**Aim**
Locate all lines in the data below that hold "this" and show them.

----

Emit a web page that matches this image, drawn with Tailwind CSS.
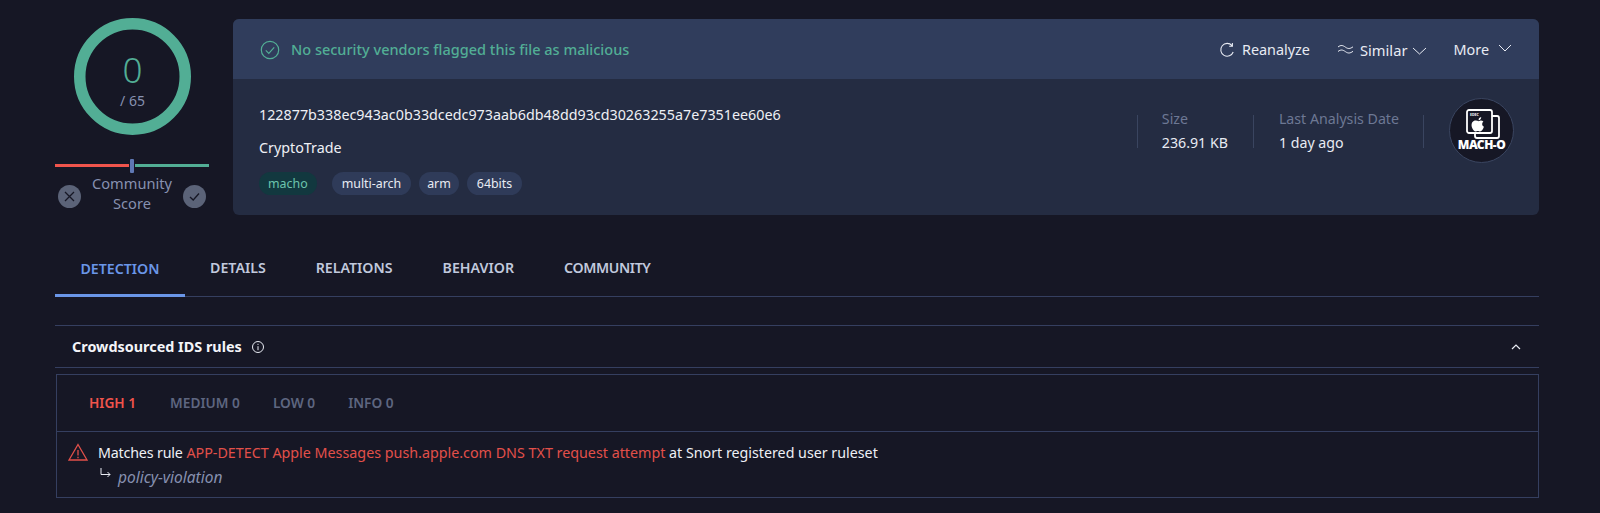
<!DOCTYPE html>
<html lang="en">
<head>
    <meta charset="UTF-8">
    <meta name="viewport" content="width=device-width, initial-scale=1.0">
    <script src="https://cdn.jsdelivr.net/npm/@tailwindcss/browser@4"></script>
    <title>VirusTotal - CryptoTrade</title>
</head>
<body class="w-full h-[513px] overflow-hidden bg-[#161725] text-white font-['Noto_Sans','Open_Sans',sans-serif]">
    <main class="pl-[55px] pr-[61px] pt-[19px]">
        <section class="flex gap-[24px] h-[196px]">
            <div class="w-[154px] shrink-0 flex flex-col items-center">
                <div class="relative w-[117px] h-[117px] mt-[-1px] ml-[1px] shrink-0">
                    <svg class="w-full h-full" viewBox="0 0 117 117" fill="none">
                        <circle cx="58.5" cy="58.5" r="52.75" stroke="#52ae95" stroke-width="11.5"/>
                    </svg>
                    <div class="absolute inset-0 flex flex-col items-center pt-[32px]">
                        <span class="text-[35px] leading-[40px] font-light text-[#52ae95]">0</span>
                        <span class="text-[14px] leading-[20px] mt-[1px] text-[#8791b0]">/ 65</span>
                    </div>
                </div>
                <div class="relative w-full h-[3px] mt-[29px] flex shrink-0">
                    <div class="w-1/2 bg-[#f0544c]"></div>
                    <div class="w-1/2 bg-[#52ae95]"></div>
                    <div class="absolute left-[75px] top-[-5px] w-[4px] h-[14px] rounded-[1px] bg-[#5f78b4] ring-1 ring-[#161725]"></div>
                </div>
                <div class="w-full mt-[6px] flex items-center justify-between px-[3px]">
                    <div class="w-[23px] h-[23px] mt-[6px] rounded-full bg-[#5b6378] flex items-center justify-center">
                        <svg class="w-[13px] h-[13px]" viewBox="0 0 13 13" fill="none" stroke="#161725" stroke-width="1.3"><path d="M2 2l9 9M11 2l-9 9"/></svg>
                    </div>
                    <div class="text-[14.6px] leading-[20px] text-center text-[#8791b0]">Community<br>Score</div>
                    <div class="w-[23px] h-[23px] mt-[6px] rounded-full bg-[#5b6378] flex items-center justify-center">
                        <svg class="w-[13px] h-[13px]" viewBox="0 0 13 13" fill="none" stroke="#161725" stroke-width="1.3"><path d="M2 7l3.200 3L11 3.500"/></svg>
                    </div>
                </div>
            </div>

            <div class="flex-1 rounded-[6px] overflow-hidden bg-[#242c42] flex flex-col">
                <div class="h-[60px] shrink-0 bg-[#303d5c] flex items-center pl-[27px] pr-[27px] pt-[2px]">
                    <svg class="w-[20px] h-[20px]" viewBox="0 0 20 20" fill="none" stroke="#52ae95" stroke-width="1.2"><circle cx="10" cy="10" r="8.700"/><path d="M5.800 10.300l3 3 5.400-6"/></svg>
                    <span class="ml-[11px] text-[14.5px] font-medium text-[#52ae95]">No security vendors flagged this file as malicious</span>
                    <div class="ml-auto flex items-center text-[14.4px] text-[#e8ebf3]">
                        <svg class="w-[16px] h-[16px]" viewBox="0 0 16 16" fill="none" stroke="#e8ebf3" stroke-width="1.1"><path d="M13 3.600A6.400 6.400 0 1 0 14.200 10M13.400 1v3.200h-3.200"/></svg>
                        <span class="ml-[7px]">Reanalyze</span>
                        <svg class="w-[17px] h-[12px] ml-[27px]" viewBox="0 0 17 12" fill="none" stroke="#e8ebf3" stroke-width="1"><path d="M1 3c3-2.400 5-1.600 7.500.2 2.500 1.800 4.500 1.800 7.500-.4M1 7.500c3-2.400 5-1.600 7.500.2 2.500 1.800 4.500 1.800 7.500-.4"/></svg>
                        <span class="ml-[6px] text-[14.7px]">Similar</span>
                        <svg class="w-[15px] h-[8px] ml-[5px] mt-[3px]" viewBox="0 0 15 8" fill="none" stroke="#e8ebf3" stroke-width="1"><path d="M1 1l6.500 6L14 1"/></svg>
                        <span class="ml-[26px]">More</span>
                        <svg class="w-[14px] h-[8px] ml-[9px] mt-[-3px]" viewBox="0 0 14 8" fill="none" stroke="#e8ebf3" stroke-width="1"><path d="M1 1l6 6 6-6"/></svg>
                    </div>
                </div>
                <div class="flex-1 flex pl-[26px] pr-[25px]">
                    <div class="flex-1 pt-[26px]">
                        <div class="text-[14.3px] leading-[20px] text-[#eef0f5]">122877b338ec943ac0b33dcedc973aab6db48dd93cd30263255a7e7351ee60e6</div>
                        <div class="text-[14.3px] leading-[20px] mt-[13px] text-[#eef0f5]">CryptoTrade</div>
                        <div class="flex mt-[14px] text-[12.4px] leading-[23px]">
                            <span class="px-[9px] rounded-full bg-[#12383f] text-[#6cc4ad]">macho</span>
                            <span class="ml-[15px] px-[10px] rounded-full bg-[#2f3b59] text-[#e8ebf3]">multi-arch</span>
                            <span class="ml-[8px] px-[8px] rounded-full bg-[#2f3b59] text-[#e8ebf3]">arm</span>
                            <span class="ml-[8px] px-[10px] rounded-full bg-[#2f3b59] text-[#e8ebf3]">64bits</span>
                        </div>
                    </div>
                    <div class="flex items-start pt-[24px]">
                        <div class="mt-[12px] w-px h-[33px] bg-[#3a4560]"></div>
                        <div class="mt-[4px] pl-[24px] pr-[25px] text-[14.2px] leading-[24px]">
                            <div class="text-[#6d7894]">Size</div>
                            <div class="text-[#e8ebf3]">236.91 KB</div>
                        </div>
                        <div class="mt-[12px] w-px h-[33px] bg-[#3a4560]"></div>
                        <div class="mt-[4px] pl-[25px] pr-[24px] text-[14.2px] leading-[24px]">
                            <div class="text-[#6d7894]">Last Analysis Date</div>
                            <div class="text-[#e8ebf3]">1 day ago</div>
                        </div>
                        <div class="mt-[12px] w-px h-[33px] bg-[#3a4560]"></div>
                        <div class="ml-[25px] mt-[-5px] w-[65px] h-[65px] rounded-full bg-[#161725] border border-[#3a4560] flex flex-col items-center pt-[9px]">
                            <svg class="w-[36px] h-[32px] shrink-0" viewBox="0 0 36 32" fill="none" stroke="#fff" stroke-width="1.800">
                                <rect x="11" y="8" width="24" height="22" rx="2"/>
                                <rect x="3" y="2" width="25" height="23" rx="2" fill="#161725"/>
                                <text x="6" y="7.500" fill="#fff" stroke="none" font-size="3.500" font-weight="700">EDEC</text>
                                <path transform="translate(-4 -0.500) scale(1.300)" fill="#fff" stroke="none" d="M14.500 10.500c1.300-.7 2.400-.5 3.500.2-1.400 1-1.300 3.300.4 4.200-.6 1.700-1.700 3.600-2.900 3.600-.8 0-1-.4-1.800-.4s-1.100.4-1.800.4c-1.600 0-4-4.200-2.600-6.900 1-1.900 3.300-2 5.200-1.100zM14.300 9.800c-.1-1.300.8-2.300 2-2.500.1 1.300-.8 2.400-2 2.500z"/>
                            </svg>
                            <span class="text-[12px] leading-[9px] font-black tracking-[-0.5px] text-white">MACH-O</span>
                        </div>
                    </div>
                </div>
            </div>
        </section>

        <nav class="mt-[34px] h-[48px] flex border-b border-[#353f60] text-[14.2px] font-semibold text-[#c1c9dd]">
            <a class="w-[130px] h-[48px] flex items-center justify-center pb-[6px] border-b-[3px] border-[#6a96e8] text-[#6a96e8]">DETECTION</a>
            <a class="ml-[25px] flex items-center pb-[10px]">DETAILS</a>
            <a class="ml-[50px] flex items-center pb-[10px]">RELATIONS</a>
            <a class="ml-[50px] flex items-center pb-[10px]">BEHAVIOR</a>
            <a class="ml-[50px] flex items-center pb-[10px] tracking-[-0.4px]">COMMUNITY</a>
        </nav>

        <section class="mt-[28px] border-t border-[#353f60]">
            <div class="h-[42px] border-b border-[#353f60] flex items-center pl-[17px] pr-[18px]">
                <h2 class="text-[14.4px] font-bold text-[#f3f4f8]">Crowdsourced IDS rules</h2>
                <svg class="w-[14px] h-[14px] ml-[9px]" viewBox="0 0 14 14" fill="none" stroke="#e8ebf3" stroke-width="1"><circle cx="7" cy="7" r="5.500"/><path d="M7 6.200v4M7 3.800v1.100"/></svg>
                <svg class="w-[10px] h-[6px] ml-auto" viewBox="0 0 10 6" fill="none" stroke="#e8ebf3" stroke-width="1.200"><path d="M1 5l4-4 4 4"/></svg>
            </div>
            <div class="mt-[6px] ml-[1px] border border-[#353f60]">
                <div class="h-[57px] border-b border-[#353f60] flex items-center pl-[32px] text-[13.7px] font-semibold text-[#5e6680]">
                    <span class="text-[#f0544c]">HIGH 1</span>
                    <span class="ml-[34px]">MEDIUM 0</span>
                    <span class="ml-[33px]">LOW 0</span>
                    <span class="ml-[33px]">INFO 0</span>
                </div>
                <div class="flex pl-[11px] pt-[9px] h-[65px]">
                    <svg class="w-[20px] h-[19px] mt-[2px]" viewBox="0 0 20 19" fill="none" stroke="#e2504a" stroke-width="1.300"><path d="M10 1.500L19 17H1zM10 7v5.500M10 13.800v1.500"/></svg>
                    <div class="ml-[10px] text-[14.25px] leading-[24px] text-[#eef0f5]">
                        <div><span class="tracking-[-0.17px]">Matches rule</span> <span class="text-[14.3px] text-[#e2504a]">APP-DETECT Apple Messages push.apple.com DNS TXT request attempt</span> at Snort registered user ruleset</div>
                        <div class="flex items-center">
                            <svg class="w-[11px] h-[11px] ml-[2px] mb-[7px]" viewBox="0 0 11 11" fill="none" stroke="#e8ebf3" stroke-width="1"><path d="M1 0v6.500h9M7.500 4l2.500 2.500L7.500 9"/></svg>
                            <span class="ml-[7px] text-[15.5px] italic text-[#8791b0]">policy-violation</span>
                        </div>
                    </div>
                </div>
            </div>
        </section>
    </main>
</body>
</html>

----

**Task answer**
Emit a web page that matches this image, drawn with Tailwind CSS.
                    <span class="ml-[11px] text-[14.5px] font-medium text-[#52ae95]">No security vendors flagged this file as malicious</span>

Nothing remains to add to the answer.